Au moment où le Collegium Vocale célèbre ses cinquante ans d’existence (quels trésors ont été ainsi distillés !), Herreweghe se concentre sur l’essentiel, en livrant un Bach à la fois dépouillé et intense, avec une volonté d’équilibre qui apparaît comme une lecture respectueuse, sans excès, sans étonnement ni éblouissement, sans dramatisation qui lui paraîtrait hors de propos. Il faut dire que la réalisation instrumentale est superbe, chaque intervenant étant de bout en bout exemplaire. On écoute avec ravissement l’orchestre en effectif limité (il n’y a que six violons, tous magnifiques), on rend les armes devant les hautbois, les violoncelles ou le luth délicat, mais ce serait faire injure à l’ensemble de ne pas le féliciter in extenso, tant l’homogénéité est présente, tant la précision est manifeste. Les mêmes compliments s’appliquent aux chœurs, dont la cohésion est celle qu’on connaît dans d’autres enregistrements de Herreweghe, avec cette retenue dans le ton, cette pudeur dans l’émotion, cette sage projection vers l’avant qui les caractérise et qui est un peu la marque du chef. 
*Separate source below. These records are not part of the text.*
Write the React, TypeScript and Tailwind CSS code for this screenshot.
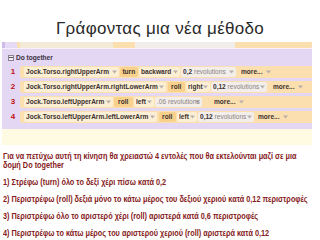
import type { ReactNode } from 'react';

const Arrow = () => (
  <svg width="5" height="4" viewBox="0 0 5 4" className="shrink-0 ml-[1px]">
    <path d="M0 0.5h5L2.5 3.5z" fill="#b8b0ac" />
  </svg>
);

// condensed look: the reference uses a narrow face, so squeeze the glyphs
const N = ({ children, className = '' }: { children: ReactNode; className?: string }) => (
  <span className={`inline-block whitespace-nowrap scale-x-[0.82] ${className}`}>{children}</span>
);

type Seg = { kind: 'obj' | 'verb' | 'opt' | 'amt' | 'more'; text: string; num?: string; cls: string };

const rows: Seg[][] = [
  [
    { kind: 'obj', text: 'Jock.Torso.rightUpperArm', cls: 'w-[95px] ml-[4px]' },
    { kind: 'verb', text: 'turn', cls: 'w-[18px] ml-[1px]' },
    { kind: 'opt', text: 'backward', cls: 'w-[41px] ml-[1px]' },
    { kind: 'amt', num: '0,2', text: 'revolutions', cls: 'w-[55px] ml-[1px]' },
    { kind: 'more', text: 'more...', cls: 'ml-[5px]' },
  ],
  [
    { kind: 'obj', text: 'Jock.Torso.rightUpperArm.rightLowerArm', cls: 'w-[142px] ml-[4px]' },
    { kind: 'verb', text: 'roll', cls: 'w-[17px] ml-[2px]' },
    { kind: 'opt', text: 'right', cls: 'w-[24px] ml-[1px]' },
    { kind: 'amt', num: '0,12', text: 'revolutions', cls: 'w-[56px] ml-[1px]' },
    { kind: 'more', text: 'more...', cls: 'ml-[6px]' },
  ],
  [
    { kind: 'obj', text: 'Jock.Torso.leftUpperArm', cls: 'w-[89px] ml-[4px]' },
    { kind: 'verb', text: 'roll', cls: 'w-[19px] ml-[1px]' },
    { kind: 'opt', text: 'left', cls: 'w-[20px] ml-[1px]' },
    { kind: 'amt', num: '', text: '.06 revolutions', cls: 'w-[47px] ml-[1px]' },
    { kind: 'more', text: 'more...', cls: 'ml-[12px]' },
  ],
  [
    { kind: 'obj', text: 'Jock.Torso.leftUpperArm.leftLowerArm', cls: 'w-[133px] ml-[4px]' },
    { kind: 'verb', text: 'roll', cls: 'w-[17px] ml-[2px]' },
    { kind: 'opt', text: 'left', cls: 'w-[20px] ml-[1px]' },
    { kind: 'amt', num: '0,12', text: 'revolutions', cls: 'w-[56px] ml-[1px]' },
    { kind: 'more', text: 'more...', cls: 'ml-[4px]' },
  ],
];

const Segment = ({ s }: { s: Seg }) => {
  if (s.kind === 'verb') {
    return (
      <div className={`${s.cls} h-[10px] bg-[#f8d28c] rounded-[2px] flex items-center justify-center shrink-0`}>
        <N className="font-bold text-[#3a3030]">{s.text}</N>
      </div>
    );
  }
  if (s.kind === 'more') {
    return (
      <div className={`${s.cls} flex items-center shrink-0`}>
        <span className="w-[24px] whitespace-nowrap">
          <N className="font-bold text-[#3a3030] origin-left">{s.text}</N>
        </span>
        <Arrow />
      </div>
    );
  }
  const bg = s.kind === 'amt' ? 'bg-[#f3eeea]' : 'bg-[#fcefd4]';
  return (
    <div className={`${s.cls} ${bg} h-[10px] rounded-[2px] flex items-center px-[2px] shrink-0 overflow-hidden`}>
      <span className="flex-1 min-w-0 whitespace-nowrap">
        {s.kind === 'amt' ? (
          <N className="origin-left scale-x-[0.78]">
            {s.num && <span className="font-bold text-[#3a3030]">{s.num} </span>}
            <span className="text-[#8a8484]">{s.text}</span>
          </N>
        ) : (
          <N className="font-bold text-[#3a3030] origin-left">{s.text}</N>
        )}
      </span>
      <Arrow />
    </div>
  );
};

const notes = [
  '1) Στρέφω (turn) όλο το δεξί χέρι πίσω κατά 0,2',
  '2) Περιστρέφω (roll) δεξιά μόνο το κάτω μέρος του δεξιού χεριού κατά 0,12 περιστροφές',
  '3) Περιστρέφω όλο το αριστερό χέρι (roll) αριστερά κατά 0,6 περιστροφές',
  '4) Περιστρέφω το κάτω μέρος του αριστερού χεριού (roll) αριστερά κατά 0,12',
];

const Note = ({ children, className = '' }: { children: ReactNode; className?: string }) => (
  <p className={`whitespace-nowrap ${className}`}>
    <span className="inline-block origin-left scale-x-[0.86]">{children}</span>
  </p>
);

export default function App() {
  return (
    <div className="w-[320px] h-[240px] bg-white overflow-hidden font-['Liberation_Sans',sans-serif]">
      <div className="h-[42px] pt-[19px] text-center">
        <div className="text-[17px] leading-[20px] text-[#2a2a2a] tracking-[0.3px]">Γράφοντας μια νέα μέθοδο</div>
      </div>

      <div className="ml-[2px] w-[310px] text-[8px] leading-[10px]">
        {/* cut-off statement above */}
        <div className="h-[6px] bg-[#e6dbf5] flex">
          <div className="w-[3px] bg-[#cdbde8]" />
          <div className="ml-[12px] flex-1 bg-[#fbdfae] rounded-b-[2px] flex">
            <div className="ml-[3px] w-[93px] bg-[#f4ead8]" />
            <div className="ml-[22px] w-[100px] bg-[#f1edea]" />
          </div>
        </div>
        <div className="h-[1px] bg-[#f5f0fb]" />

        {/* Do together block */}
        <div className="bg-[#e3d7f4] pb-[6px]">
          <div className="h-[17px] flex items-center pl-[6px] gap-[2px]">
            <div className="w-[6px] h-[6px] border border-[#8a8090] bg-[#f4f0fa] flex items-center justify-center">
              <div className="w-[4px] h-[1px] bg-[#555]" />
            </div>
            <N className="font-bold text-[#3a3040] origin-left">Do together</N>
          </div>
          <div className="flex flex-col gap-[3px]">
            {rows.map((r, i) => (
              <div key={i} className="flex items-center h-[12px]">
                <div className="w-[18px] pl-[4px] text-center font-bold text-[#c01010]">{i + 1}</div>
                <div className="flex-1 h-[12px] bg-[#fbdfae] rounded-l-[2px] flex items-center">
                  {r.map((s, j) => (
                    <Segment key={j} s={s} />
                  ))}
                </div>
              </div>
            ))}
          </div>
        </div>
        <div className="h-[16px] bg-[#fffbe2]" />
      </div>

      <div className="pl-[3px] pt-[7px] text-[8.5px] leading-[9px] font-bold text-[#861c1c]">
        <Note>Για να πετύχω αυτή τη κίνηση θα χρειαστώ 4 εντολές που θα εκτελούνται μαζί σε μια</Note>
        <Note>δομή Do together</Note>
        {notes.map((n) => (
          <Note key={n} className="mt-[8px]">
            {n}
          </Note>
        ))}
      </div>
    </div>
  );
}
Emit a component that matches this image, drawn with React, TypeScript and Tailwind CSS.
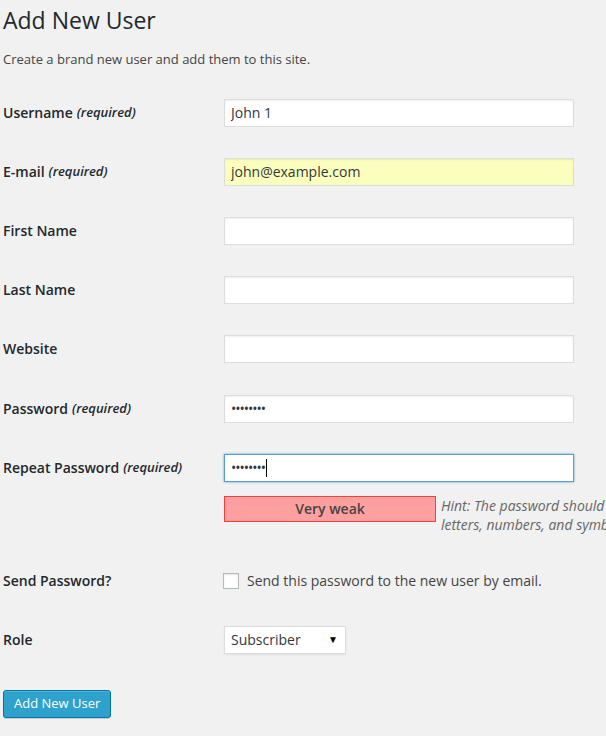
import type { ReactNode } from 'react';

/** One row of the form table: label column on the left, field on the right */
function FormRow({
  label,
  required,
  pad = 'pt-[15px] pb-[16px]',
  children,
}: {
  label: string;
  required?: boolean;
  pad?: string;
  children: ReactNode;
}) {
  return (
    <div className={`flex items-start ${pad}`}>
      <div className="w-[221px] shrink-0 h-[28px] flex items-center text-[14px] font-semibold text-[#23282d]">
        {label}
        {required && <span className="ml-[4px] text-[13px] italic">(required)</span>}
      </div>
      <div className="flex-1">{children}</div>
    </div>
  );
}

function TextField({ value = '', autofill }: { value?: string; autofill?: boolean }) {
  return (
    <input
      readOnly
      defaultValue={value}
      className={`block w-[350px] h-[28px] px-[6px] border border-[#ddd] shadow-[inset_0_1px_2px_rgba(0,0,0,0.07)] text-[14px] text-[#32373c] outline-none ${
        autofill ? 'bg-[#faffbd]' : 'bg-white'
      }`}
    />
  );
}

function PasswordField({ focused }: { focused?: boolean }) {
  return (
    <div
      className={`w-[350px] h-[28px] px-[6px] flex items-center bg-white border text-[14px] text-[#32373c] ${
        focused
          ? 'border-[#5b9dd9] shadow-[0_0_2px_rgba(30,140,190,0.8)]'
          : 'border-[#ddd] shadow-[inset_0_1px_2px_rgba(0,0,0,0.07)]'
      }`}
    >
      <span className="tracking-[-1px]">••••••••</span>
      {focused && <span className="ml-[1px] w-px h-[18px] bg-black" />}
    </div>
  );
}

export default function App() {
  return (
    <div className="min-h-screen w-full overflow-hidden bg-[#f1f1f1] font-['Open_Sans',sans-serif] text-[#444]">
      <div className="pl-[3px] pb-[18px]">
        <h1 className="mt-[6px] text-[23px] leading-[29px] font-normal text-[#23282d]">Add New User</h1>
        <p className="mt-[15px] text-[13px] leading-[19.5px] text-[#444]">
          Create a brand new user and add them to this site.
        </p>

        <div className="mt-[14px]">
          <FormRow label="Username" required>
            <TextField value="John 1" />
          </FormRow>
          <FormRow label="E-mail" required>
            <TextField value="john@example.com" autofill />
          </FormRow>
          <FormRow label="First Name">
            <TextField />
          </FormRow>
          <FormRow label="Last Name">
            <TextField />
          </FormRow>
          <FormRow label="Website">
            <TextField />
          </FormRow>
          <FormRow label="Password" required pad="pt-[16px] pb-[15px]">
            <PasswordField />
          </FormRow>

          {/* Repeat password + strength meter and hint */}
          <div className="flex items-start pt-[16px] pb-[16px]">
            <div className="w-[221px] shrink-0 h-[28px] flex items-center text-[14px] font-semibold text-[#23282d]">
              Repeat Password
              <span className="ml-[4px] text-[13px] italic">(required)</span>
            </div>
            <div className="flex-1">
              <PasswordField focused />
              <div className="mt-[14px] flex items-start">
                <div className="w-[212px] h-[26px] shrink-0 flex items-center justify-center bg-[#ffa0a0] border border-[#f04040] text-[14px] font-semibold text-[#444]">
                  Very weak
                </div>
                <p className="ml-[5px] w-[690px] shrink-0 text-[14px] leading-[19.5px] italic text-[#666]">
                  Hint: The password should be at least seven characters long. To make it stronger, use upper and lower case
                  letters, numbers, and symbols like ! " ? $ % ^ &amp; ).
                </p>
              </div>
            </div>
          </div>

          <div className="flex items-center h-[60px]">
            <div className="w-[220px] shrink-0 text-[14px] font-semibold text-[#23282d]">Send Password?</div>
            <label className="flex items-center text-[14px] text-[#444]">
              <span className="w-[16px] h-[16px] bg-white border border-[#b4b9be] shadow-[inset_0_1px_2px_rgba(0,0,0,0.1)]" />
              <span className="ml-[8px]">Send this password to the new user by email.</span>
            </label>
          </div>

          <FormRow label="Role">
            <div className="w-[122px] h-[28px] pl-[6px] pr-[7px] flex items-center justify-between bg-white border border-[#ddd] shadow-[0_1px_2px_rgba(0,0,0,0.07)] text-[14px] text-[#32373c]">
              <span>Subscriber</span>
              <span className="text-[10px] text-black">▼</span>
            </div>
          </FormRow>
        </div>

        <button className="mt-[20px] h-[28px] px-[10px] rounded-[3px] bg-[#2ea2cc] border border-[#0074a2] shadow-[inset_0_1px_0_rgba(120,200,230,0.5),0_1px_0_rgba(0,0,0,0.15)] text-[13px] text-white">
          Add New User
        </button>
      </div>
    </div>
  );
}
Dans toute nouvelle Passion, le plateau vocal encourt le risque d’être confronté à de grands interprètes du passé, qui ont jalonné diverses références (par exemple Barbara Schlick, pour ne parler que d’elle, chez Herreweghe première version et chez Kuijken), mais Dorothee Mields, toute en luminosité, et Damien Guillon nous comblent dans les arias dont ils nous gratifient. Les autres sont bien en place, et Peter Kooij, complice de bien des aventures de Herreweghe, demeure à 66 ans une valeur sûre. L’Evangéliste de Maximilian Schmitt compose une belle présence, dans une rhétorique élégante ; il est face à un Jésus peut-être un peu moins investi, incarné par la basse Kresimir Strazanac. En conclusion, sur le plan esthétique, tout est à saluer, les ensembles sont excellents, on admire la beauté sonore globale. Mais le drame (qu’il il ne faut pas oublier dans sa crue réalité !) est un peu édulcoré et une très minime frustration peut apparaître en fin d’audition, celle de la sensation d’un engagement trop léché dans le discours. L’enregistrement, qui bénéficie d’une belle transparence, a été effectué du 20 au 23 mars 2018 dans la salle deSingel à Anvers.